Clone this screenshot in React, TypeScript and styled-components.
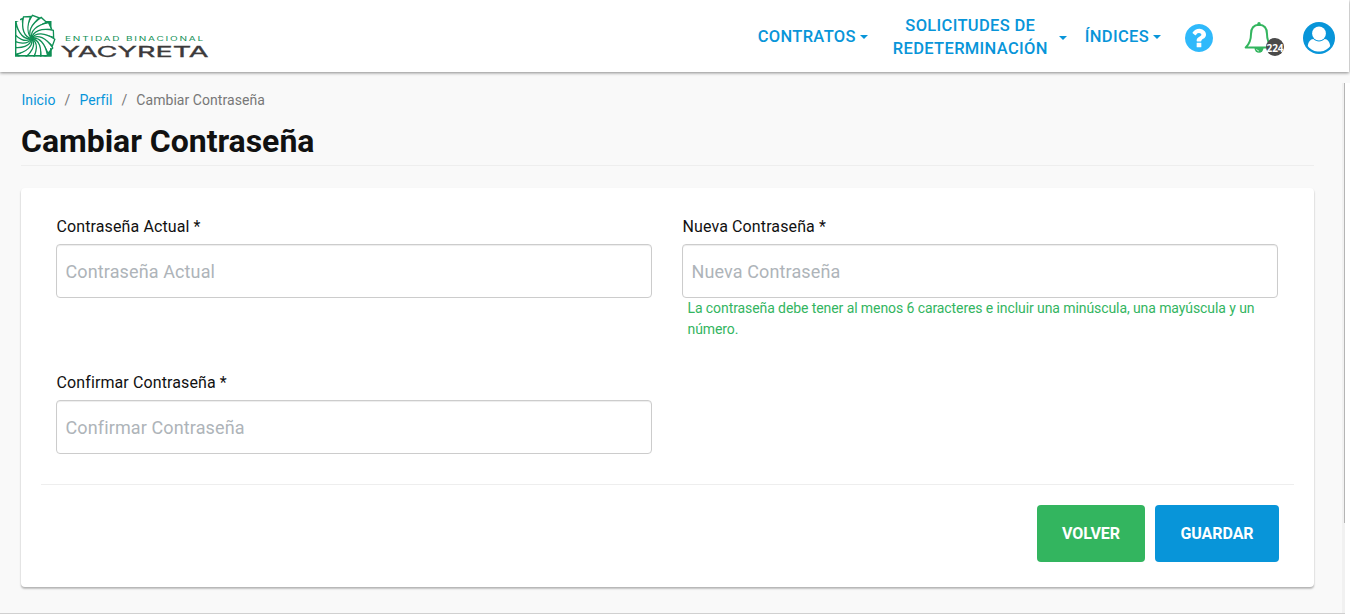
import React from "react";
import styled, { createGlobalStyle } from "styled-components";

const GlobalStyle = createGlobalStyle`
  *, *::before, *::after { box-sizing: border-box; }
  html, body, #root { height: 100%; }
  body {
    margin: 0;
    overflow: hidden;
    background: #f9f9f9;
    color: #111;
    font-family: Roboto, "Liberation Sans", sans-serif;
    font-size: 16px;
    line-height: 1.42857;
  }
`;

const Page = styled.div`
  display: flex;
  flex-direction: column;
  height: 614px;
`;

const Header = styled.header`
  display: flex;
  flex: none;
  align-items: center;
  justify-content: space-between;
  width: 1349px;
  height: 72px;
  padding: 0 14px 0 14px;
  background: #fff;
  box-shadow: 0 1px 3px rgba(0, 0, 0, 0.45);
  z-index: 1;
`;

const Logo = styled.svg`
  display: block;
  width: 200px;
  height: 48px;
`;

const Nav = styled.nav`
  display: flex;
  align-items: center;
`;

const NavItem = styled.a<{ $gap: number; $after: number; $drop?: number }>`
  display: flex;
  align-items: center;
  gap: ${(p) => p.$gap}px;
  margin-top: ${(p) => p.$drop ?? 0}px;
  margin-right: ${(p) => p.$after}px;
  color: #0895d9;
  font-size: 16.5px;
  font-weight: 500;
  line-height: 23px;
  letter-spacing: 0.33px;
  text-align: center;
  white-space: pre-line;
`;

const Caret = styled.span`
  border: 4px solid transparent;
  border-top-color: currentColor;
  border-bottom: 0;
  margin-top: 2px;
`;

const Icon = styled.svg<{ $w: number; $h: number }>`
  display: block;
  flex: none;
  width: ${(p) => p.$w}px;
  height: ${(p) => p.$h}px;
  overflow: visible;
`;

const IconLink = styled.a`
  margin-top: 3px;
`;

const BellBox = styled.div`
  position: relative;
  margin: 3px 19px 0 31px;
  width: 40px;
  height: 34px;
`;

const Badge = styled.span`
  position: absolute;
  left: 22px;
  top: 17px;
  width: 18px;
  height: 18px;
  border-radius: 50%;
  background: #4a4a4a;
  color: #fff;
  font: 700 10px/20px "Open Sans", sans-serif;
  display: flex;
  justify-content: center;
`;

const Body = styled.div`
  display: flex;
  flex: 1;
  min-height: 0;
`;

const Content = styled.main`
  flex: none;
  width: 1342px;
  padding: 18px 28px 0 21px;
  border-bottom: 1px solid #d0d0d0;
`;

const ScrollRail = styled.div`
  width: 3px;
  margin-top: 11px;
  background: #f1f1f1;
  border-bottom: 1px solid #d0d0d0;
`;

const ScrollThumb = styled.div`
  width: 1px;
  height: 440px;
  margin-left: 2px;
  background: #b5b5b5;
`;

const Gutter = styled.div`
  flex: 1;
  margin-top: 11px;
  background: #fff;
`;

const Breadcrumb = styled.div`
  display: flex;
  gap: 9px;
  height: 20px;
  padding-left: 0.5px;
  font-size: 14px;
  line-height: 20px;
  letter-spacing: 0.06px;
  color: #777;
`;

const Crumb = styled.a`
  color: #0895d9;
`;

const Title = styled.h1`
  margin: 0 0 22px;
  height: 56px;
  padding: 9px 0 0;
  border-bottom: 1px solid #eee;
  font-size: 32px;
  font-weight: 700;
  line-height: 44px;
  letter-spacing: -0.03px;
`;

const Card = styled.section`
  height: 399px;
  padding: 27px 20px 0;
  border-radius: 4px;
  background: #fff;
  box-shadow: 0 2px 2px rgba(0, 0, 0, 0.2), 0 1px 2px rgba(0, 0, 0, 0.12);
`;

const Fields = styled.div`
  display: grid;
  grid-template-columns: 596px 596px;
  column-gap: 30px;
  grid-template-rows: 156px 113px;
  padding-left: 15px;
`;

const Label = styled.label`
  display: block;
  height: 29px;
  line-height: 23px;
  padding-left: 0.5px;
  letter-spacing: 0.11px;
`;

const Input = styled.input`
  display: block;
  width: 100%;
  height: 54px;
  padding: 0 8.5px;
  border: 1px solid #ccc;
  border-radius: 4px;
  background: #fff;
  box-shadow: inset 0 1px 1px rgba(0, 0, 0, 0.075);
  font: 18px Roboto, sans-serif;
  letter-spacing: 0.12px;
  &::placeholder { color: #aeb4b9; opacity: 1; }
`;

const Hint = styled.p`
  margin: 0 5px 0 5.5px;
  font-size: 14px;
  line-height: 21px;
  letter-spacing: -0.085px;
  color: #33b55f;
`;

const Actions = styled.div`
  display: flex;
  justify-content: flex-end;
  gap: 10px;
  padding: 20px 15px 0;
  border-top: 1px solid #eee;
`;

const Button = styled.button<{ $color: string; $w: number }>`
  width: ${(p) => p.$w}px;
  height: 57px;
  padding: 0;
  border: 0;
  border-radius: 4px;
  background: ${(p) => p.$color};
  color: #fff;
  font: 700 16px Roboto, sans-serif;
  letter-spacing: -0.05px;
`;

const blades = Array.from({ length: 16 }, (_, i) => i * 22.5 + 8);

const BrandLogo = () => (
  <Logo viewBox="14 12 200 48">
    <defs>
      <clipPath id="emblem">
        <path d="M15 21H20V14H46L56 30V56.500H15Z" />
      </clipPath>
    </defs>
    <path d="M15 21H51.500V56.500H15Z" fill="#0f8f55" />
    <g clipPath="url(#emblem)">
      {blades.map((a) => (
        <path
          key={a}
          transform={`translate(31.7 38.5) rotate(${a})`}
          d="M0 0C-7 -3 -8 -12 -2.500 -23L4.500 -21.500C-2 -13 -3 -5 0 0Z"
          fill="#fff"
          stroke="#0f8f55"
          strokeWidth="1.300"
        />
      ))}
    </g>
    <path d="M15.700 21V55.800H50.800V48" fill="none" stroke="#0f8f55" strokeWidth="1.400" />
    <text x="65" y="41" fill="#0f8f55" fontFamily="Inter" fontSize="5.600" letterSpacing="1" textLength="140" lengthAdjust="spacingAndGlyphs">
      ENTIDAD BINACIONAL
    </text>
    <text x="60.500" y="57" fill="#3c3a3b" stroke="#3c3a3b" strokeWidth=".3" fontFamily="Inter" fontSize="15" textLength="148" lengthAdjust="spacingAndGlyphs">
      YACYRETA
    </text>
  </Logo>
);

const HelpIcon = () => (
  <Icon $w={28} $h={28} viewBox="128 128 1536 1536">
    <path
      fill="#2fb9fb"
      d="M1024 1376v-192q0-14-9-23t-23-9h-192q-14 0-23 9t-9 23v192q0 14 9 23t23 9h192q14 0 23-9t9-23zm256-672q0-88-55.500-163t-138.500-116-170-41q-243 0-371 213-15 24 8 42l132 100q7 6 19 6 16 0 25-12 53-68 86-92 34-24 86-24 48 0 85.500 26t37.500 59q0 38-20 61t-68 45q-63 28-115.500 86.500t-52.500 125.500v36q0 14 9 23t23 9h192q14 0 23-9t9-23q0-19 21.500-49.500t54.500-49.500q32-18 49-28.500t46-35 44.500-48 28-60.500 12.500-81zm384 192q0 209-103 385.500t-279.500 279.500-385.500 103-385.500-103-279.500-279.500-103-385.500 103-385.500 279.500-279.500 385.500-103 385.500 103 279.500 279.500 103 385.500z"
    />
  </Icon>
);

const BellIcon = () => (
  <Icon $w={30} $h={34} viewBox="0 0 30 34">
    <path d="M15 3.800C9.500 4 7 8 7 13C7 19 5.500 23 1.700 26.500H28.300C24.500 23 23 19 23 13C23 8 20.500 4 15 3.800Z" fill="none" stroke="#33b55f" strokeWidth="2" strokeLinejoin="round" />
    <circle cx="15" cy="2.700" r="1.700" fill="#33b55f" />
    <path d="M10.500 27H19.500A4.500 4.800 0 0 1 10.500 27Z" fill="#33b55f" />
    <path d="M12.500 28A2.600 2.600 0 0 0 15 30" fill="none" stroke="#fff" strokeWidth=".7" />
  </Icon>
);

const UserIcon = () => (
  <Icon $w={32} $h={32} viewBox="0 0 32 32">
    <circle cx="16" cy="16" r="16" fill="#0895d9" />
    <path d="M4.800 24C5.300 19.500 7.500 17.300 10.300 17C13.300 20.200 18.700 20.200 21.700 17C24.500 17.300 26.700 19.500 27.200 24C24.200 28 20 29.600 16 29.600S7.800 28 4.800 24Z" fill="#fff" />
    <circle cx="16" cy="11.500" r="6.900" fill="#fff" />
  </Icon>
);

const App = () => (
  <>
    <GlobalStyle />
    <Page>
      <Header>
        <BrandLogo />
        <Nav>
          <NavItem $gap={4} $after={25}>CONTRATOS<Caret /></NavItem>
          <NavItem $gap={11} $after={18} $drop={1}>{"SOLICITUDES DE\nREDETERMINACIÓN"}<Caret /></NavItem>
          <NavItem $gap={4} $after={24}>ÍNDICES<Caret /></NavItem>
          <IconLink><HelpIcon /></IconLink>
          <BellBox>
            <BellIcon />
            <Badge>224</Badge>
          </BellBox>
          <IconLink><UserIcon /></IconLink>
        </Nav>
      </Header>
      <Body>
        <Content>
          <Breadcrumb>
            <Crumb>Inicio</Crumb>
            <span>/</span>
            <Crumb>Perfil</Crumb>
            <span>/</span>
            <span>Cambiar Contraseña</span>
          </Breadcrumb>
          <Title>Cambiar Contraseña</Title>
          <Card>
            <Fields>
              <div>
                <Label>Contraseña Actual *</Label>
                <Input placeholder="Contraseña Actual" />
              </div>
              <div>
                <Label>Nueva Contraseña *</Label>
                <Input placeholder="Nueva Contraseña" />
                <Hint>La contraseña debe tener al menos 6 caracteres e incluir una minúscula, una mayúscula y un número.</Hint>
              </div>
              <div>
                <Label>Confirmar Contraseña *</Label>
                <Input placeholder="Confirmar Contraseña" />
              </div>
            </Fields>
            <Actions>
              <Button $color="#33b55f" $w={108}>VOLVER</Button>
              <Button $color="#0895d9" $w={124}>GUARDAR</Button>
            </Actions>
          </Card>
        </Content>
        <ScrollRail>
          <ScrollThumb />
        </ScrollRail>
        <Gutter />
      </Body>
    </Page>
  </>
);

export default App;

= Written task =
Tell how many lines of the data include the word "React", and nothing else.

= Reply to the exercise =
2